Cat Ba Blackouts
Cat Ba Town (Cat Ba), Vietnam
Mysterious blackouts, and Huyen Hhung Hotel-Hell.
It was our first morning Cat Ba Town. Tatiana had woken up before me and showered. Only moments after she exited the tiny bathroom, the electricity to our room cut out—no water heater, no air conditioning, no power. I woke up shortly thereafter, as the room was getting stuffy.
She walked her six-month pregnant belly down three flights of stairs to go talk to the staff, who said the blackout was island-wide. He started up a generator, and she returned to the room. Upstairs, the telltale sign of an irregular power source was illustrated by the quivering light bulb, continuously surging and drooping. There was power, but no air conditioner or water heater. I hate cold showers.
What is going on here? This island is huge and populated—isn't it on power from the mainland? It makes no sense that there would be blackouts here, unless they're bringing down the power for scheduled repair, etc. …It wasn't like this yesterday at the same time (when we were hunting for hotel rooms), but the attitude of the staffer made it seem like it's a common occurrence.
Mid-day showers were once again cold. We had power in the room, but no A/C and no hot water heater. Confusion turned to anger when we came downstairs to go out for lunch and discovered the washing machine, television, and fan all running in the hotel lobby.

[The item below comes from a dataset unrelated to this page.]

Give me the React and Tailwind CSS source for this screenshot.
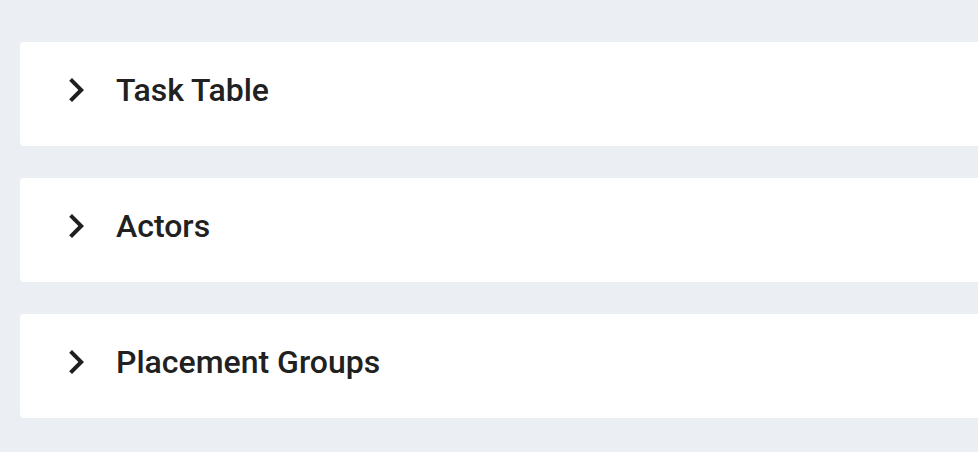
import { useState } from "react";

const sections = ["Task Table", "Actors", "Placement Groups"];

function Chevron() {
  return (
    <svg viewBox="0 0 24 24" className="w-12 h-12 shrink-0 fill-[#1f1f1f]">
      <path d="M10 6 8.59 7.41 13.17 12l-4.58 4.59L10 18l6-6z" />
    </svg>
  );
}

function Section({ title }) {
  const [open, setOpen] = useState(false);
  return (
    <div className="bg-white rounded-[4px] w-[1000px]">
      <button
        onClick={() => setOpen(!open)}
        className="flex items-center gap-4 pl-8 pt-6 pb-8 w-full text-left"
      >
        <Chevron />
        <span className="text-[32px] leading-[48px] font-medium text-[#212121]">{title}</span>
      </button>
    </div>
  );
}

export default function App() {
  return (
    <div
      className="w-[978px] h-[452px] overflow-hidden bg-[#ebeef2] pl-5 pt-[42px] flex flex-col gap-8"
      style={{ fontFamily: "Roboto, 'Noto Sans', sans-serif" }}
    >
      {sections.map((s) => (
        <Section key={s} title={s} />
      ))}
    </div>
  );
}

I was pissed. The hotel clearly had power, but for some reason they'd turned it off to our room. We thought it was another blackout, but perhaps it's some sort of money-saving procedure—turn off the A/C and get the tourists out of the hotel type stuff. As far as we can tell, we're the only guests in the multi-story place.
Angered at the discovery and just off the cusps of second day of cold showers, I questioned the female Vietnamese staffer watching TV.
"Why isn't there electricity in our room?"
"You want motorbike?", was her reply, with the stupid shit-eating grin on her face.
"STOP SMILING!", I barked at her. "Turn on the power, now!" (pointing to the circuit breakers behind the desk)
I was sick and tired of these hotel staffers and their tours or rentals they push on you every time you entered or exited the hotel. No, I'm not going to rent a motorbike. No, I'm not going to buy your inflated tour package or hire you shuttle/show me around. No, shut the f**k up and let me go to my room in peace.
Just last night I doing something in our bathroom and one of the guys hanging out in the hotel lobby who constantly attacks us for tours or bike rentals actually opened the closed door to our room so that he could solicit us again before going home for the evening. Tatiana was out of the room, and I thought it was her coming back in. The guy actually opened the door (without invitation) and entered just so he could try and get us on an 8 a.m. boat ride or motorbike tour the next day. Unbelievable.
The woman walked over, flipped the circuit breaker for our room, and I went upstairs briefly to turn the A/C back on for our return.
I'd boiled over, and for good reason. I won't stand for this kind of persistent begging and casual neglect/abuse in my own home.
We had an early morning at the beach, and when we returned to our room to take a shower the hot water heater wasn't working. We had power to the room and A/C, but no hot water.
Tatiana went downstairs, had them flip the circuit breaker they'd turned off, AGAIN, and all was well.
This morning it was my turn to go downstairs and tell them to flip the hot water breaker. This was the absolute final straw. I would tolerate the Huyen Hhung Hotel no longer.
Normally, I would have been out of this place after the intrusion into the room and the verbal lashing given to the staffer on the 24th, but it's a real ordeal to get Tatiana's gear packed up and moved to a different hotel. Her 80+-liter backpack is almost always emptied and spread out when we get to a hotel, which would require her to spend a two or three hours packing it back up. I let some things go on her account, but I would stand for this hotel no longer.
The Huyen Hhung Hotel: Where the television is useless because the only movie channel in English looses contact with the satellite every evening, just after dusk, until dawn (when we want it the most); where the staff constantly annoy you by asking for tours or motorbikes; where the front doors are locked at night (requiring me to one evening start knocking on the doors on the second-story rooms to see where the staff lived so they could let me out); where the A/C unit blows directly on you as you sleep; and where the circuit breakers to your room are always off.
Tatiana needed to pack, and I needed to find a new place for us to live.
Ultimately, the winner in town was the Rong Bien Hotel, for US$7/night. Although it lacks a useful mini-fridge, the room living space is twice that of Huyen Hhung Hotel, for only a dollar more per night.
My patience for this country has officially run out. Tatiana tells me she used to be against the Vietnam War, until traveling here. I counter by adding: "I don't think three million [dead Vietnamese] was enough."